_TASK TO CARRY OUT_
Copy out all lines that carry the word "page".

_DATA EXTRACT_
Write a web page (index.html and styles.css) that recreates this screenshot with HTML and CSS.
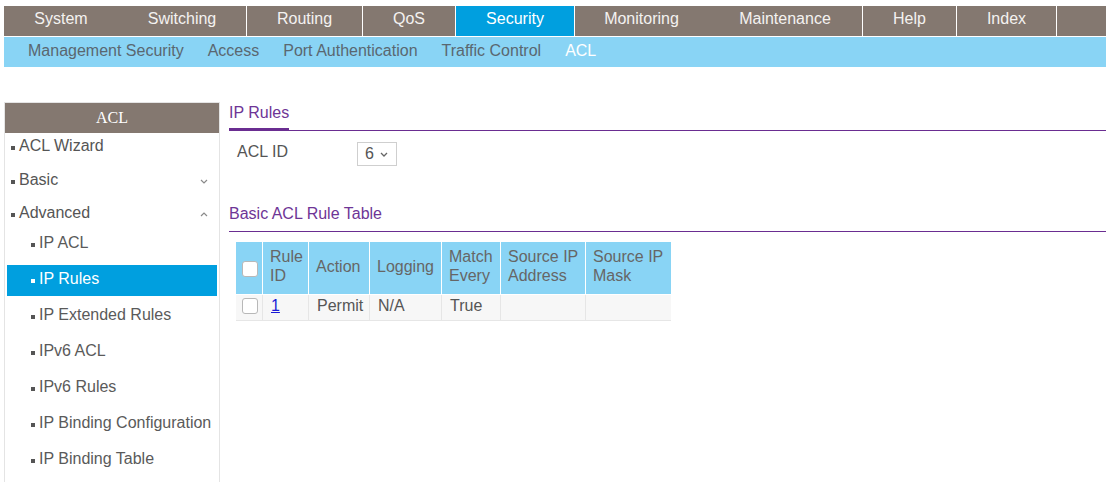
FILE: index.html
```html
<!DOCTYPE html>
<html lang="en">
<head>
<meta charset="utf-8">
<title>IP Rules</title>
<link rel="stylesheet" href="styles.css">
</head>
<body>
<div class="page">
  <nav class="topnav">
    <a class="tn tn-system">System</a>
    <a class="tn tn-switching">Switching</a>
    <a class="tn tn-routing sep">Routing</a>
    <a class="tn tn-qos sep">QoS</a>
    <a class="tn tn-security sep active">Security</a>
    <a class="tn tn-monitoring sep">Monitoring</a>
    <a class="tn tn-maintenance">Maintenance</a>
    <a class="tn tn-help sep">Help</a>
    <a class="tn tn-index sep">Index</a>
    <span class="tn tn-fill sep"></span>
  </nav>
  <nav class="subnav">
    <a>Management Security</a>
    <a>Access</a>
    <a>Port Authentication</a>
    <a>Traffic Control</a>
    <a class="active">ACL</a>
  </nav>

  <div class="layout">
    <aside class="sidebar">
      <div class="side-head">ACL</div>
      <ul class="side-menu">
        <li class="side-item first"><span class="bullet"></span><span class="label">ACL Wizard</span></li>
        <li class="side-item"><span class="bullet"></span><span class="label">Basic</span>
          <svg class="chev" width="8" height="5" viewBox="0 0 8 5"><path d="M1 1 L4 4 L7 1" fill="none" stroke="#8a8a8a" stroke-width="1.2"/></svg>
        </li>
        <li class="side-item open"><span class="bullet"></span><span class="label">Advanced</span>
          <svg class="chev" width="8" height="5" viewBox="0 0 8 5"><path d="M1 4 L4 1 L7 4" fill="none" stroke="#8a8a8a" stroke-width="1.2"/></svg>
        </li>
      </ul>
      <ul class="sub-menu">
        <li class="sub-item"><span class="bullet"></span>IP ACL</li>
        <li class="sub-item selected"><span class="bullet"></span>IP Rules</li>
        <li class="sub-item"><span class="bullet"></span>IP Extended Rules</li>
        <li class="sub-item"><span class="bullet"></span>IPv6 ACL</li>
        <li class="sub-item"><span class="bullet"></span>IPv6 Rules</li>
        <li class="sub-item"><span class="bullet"></span>IP Binding Configuration</li>
        <li class="sub-item"><span class="bullet"></span>IP Binding Table</li>
      </ul>
    </aside>

    <main class="content">
      <div class="sec-head"><span class="tab">IP Rules</span></div>

      <div class="form-row">
        <label class="form-label">ACL ID</label>
        <div class="select">
          <span>6</span>
          <svg width="8" height="5" viewBox="0 0 8 5"><path d="M1 1 L4 4 L7 1" fill="none" stroke="#666" stroke-width="1.3"/></svg>
        </div>
      </div>

      <div class="table-head">Basic ACL Rule Table</div>

      <table class="rules">
        <colgroup>
          <col class="c-cb"><col class="c-id"><col class="c-action"><col class="c-log"><col class="c-match"><col class="c-addr"><col class="c-mask">
        </colgroup>
        <thead>
          <tr>
            <th class="cb"><span class="check"></span></th>
            <th>Rule<br>ID</th>
            <th>Action</th>
            <th>Logging</th>
            <th>Match<br>Every</th>
            <th>Source IP<br>Address</th>
            <th>Source IP<br>Mask</th>
          </tr>
        </thead>
        <tbody>
          <tr>
            <td class="cb"><span class="check"></span></td>
            <td><a class="link">1</a></td>
            <td>Permit</td>
            <td>N/A</td>
            <td>True</td>
            <td></td>
            <td></td>
          </tr>
        </tbody>
      </table>
    </main>
  </div>
</div>
</body>
</html>
```

FILE: styles.css
```css
* { box-sizing: border-box; }

body {
  margin: 0;
  font-family: "Liberation Sans", Arial, sans-serif;
  font-size: 16px;
  color: #555;
  background: #fff;
  overflow: hidden;
}

.page {
  padding: 6px 0 0 4px;
}

/* Top navigation */
.topnav {
  display: flex;
  height: 31px;
  background: #847870;
  border-bottom: 1px solid #fff;
}
.tn {
  display: block;
  color: #f4f2f0;
  text-align: center;
  line-height: 26px;
  text-decoration: none;
  flex: none;
}
.tn.sep { border-left: 1px solid #fff; }
.tn.active { background: #009fdf; color: #fff; }
.tn-system { width: 114px; }
.tn-switching { width: 128px; }
.tn-routing { width: 116px; }
.tn-qos { width: 93px; }
.tn-security { width: 119px; }
.tn-monitoring { width: 134px; }
.tn-maintenance { width: 154px; }
.tn-help { width: 94px; }
.tn-index { width: 100px; }
.tn-fill { flex: 1; }

/* Sub navigation */
.subnav {
  display: flex;
  gap: 24px;
  height: 30px;
  background: #89d4f5;
  padding-left: 24px;
  line-height: 28px;
}
.subnav a { color: #5a6770; }
.subnav a.active { color: #fff; }

/* Layout */
.layout {
  display: flex;
  gap: 9px;
  margin-top: 35px;
}

/* Sidebar */
.sidebar {
  width: 216px;
  flex: none;
  height: 380px;
  border: 1px solid #e4e4e4;
  border-bottom: none;
}
.side-head {
  height: 30px;
  line-height: 30px;
  background: #847870;
  color: #fff;
  text-align: center;
  font-family: "Liberation Serif", "Times New Roman", serif;
  font-size: 16px;
}
.side-menu, .sub-menu {
  list-style: none;
  margin: 0;
  padding: 0;
}
.side-item {
  display: flex;
  align-items: flex-start;
  height: 33px;
  line-height: 26px;
  padding-left: 6px;
  padding-right: 11px;
  color: #555;
}
.side-item.first { height: 34px; }
.side-item.open { height: 29px; }
.side-item .label { flex: 1; }
.side-item .chev { margin-top: 12px; }

.bullet {
  display: inline-block;
  width: 4px;
  height: 4px;
  background: #555;
  margin-right: 4px;
  align-self: flex-start;
  margin-top: 13px;
  flex: none;
}

.sub-item {
  display: flex;
  height: 31px;
  line-height: 26px;
  padding-top: 1px;
  margin: 0 2px 5px;
  padding-left: 24px;
  color: #5a5a5a;
}
.sub-item.selected {
  background: #009fdf;
  color: #fff;
}
.sub-item.selected .bullet { background: #fff; }

/* Content */
.content {
  flex: 1;
  padding-top: 1px;
}
.sec-head {
  display: flex;
  border-bottom: 1px solid #6a2d91;
}
.sec-head .tab {
  color: #6e3596;
  line-height: 20px;
  padding-top: 0;
  padding-bottom: 5px;
  border-bottom: 3px solid #6a2d91;
  margin-bottom: -1px;
}

.form-row {
  display: flex;
  align-items: flex-start;
  margin-top: 11px;
  padding-left: 8px;
}
.form-label {
  width: 120px;
  line-height: 20px;
  color: #555;
}
.select {
  display: flex;
  align-items: center;
  gap: 6px;
  width: 40px;
  height: 24px;
  border: 1px solid #cfcfcf;
  padding-left: 7px;
  color: #555;
  line-height: 20px;
}
.select svg { margin-top: 1px; }

.table-head {
  margin-top: 38px;
  line-height: 20px;
  padding-bottom: 7px;
  color: #6e3596;
  border-bottom: 1px solid #6a2d91;
}

.rules {
  margin: 10px 0 0 7px;
  width: 435px;
  table-layout: fixed;
  border-collapse: separate;
  border-spacing: 0;
}
.c-cb { width: 26px; }
.c-id { width: 46px; }
.c-action { width: 61px; }
.c-log { width: 72px; }
.c-match { width: 59px; }
.c-addr { width: 85px; }
.c-mask { width: 86px; }

.rules th {
  background: #89d4f5;
  color: #666;
  font-weight: normal;
  text-align: left;
  vertical-align: middle;
  line-height: 19px;
  padding: 5px 4px 9px 7px;
  border-left: 1px solid #fff;
  border-bottom: 1px solid #fff;
  white-space: nowrap;
}
.rules th:first-child { border-left: none; }
.rules th.cb, .rules td.cb { padding: 0 0 0 6px; }

.rules td {
  background: #f7f7f7;
  color: #555;
  line-height: 20px;
  padding: 1px 4px 4px 8px;
  height: 26px;
  border-left: 1px solid #e6e6e6;
  border-bottom: 1px solid #e6e6e6;
  vertical-align: top;
}
.rules td:first-child { border-left: none; }
.rules td.cb { vertical-align: top; padding-top: 3px; }

.check {
  display: block;
  width: 16px;
  height: 16px;
  background: #fff;
  border: 1px solid #b8b8b8;
  border-radius: 3px;
}
.rules th.cb .check { margin-top: 2px; }

.link {
  color: #1a1ad6;
  text-decoration: underline;
}
```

_PROBLEM SOLUTION_
Write a web page (index.html and styles.css) that recreates this screenshot with HTML and CSS.
<div class="page">
.page {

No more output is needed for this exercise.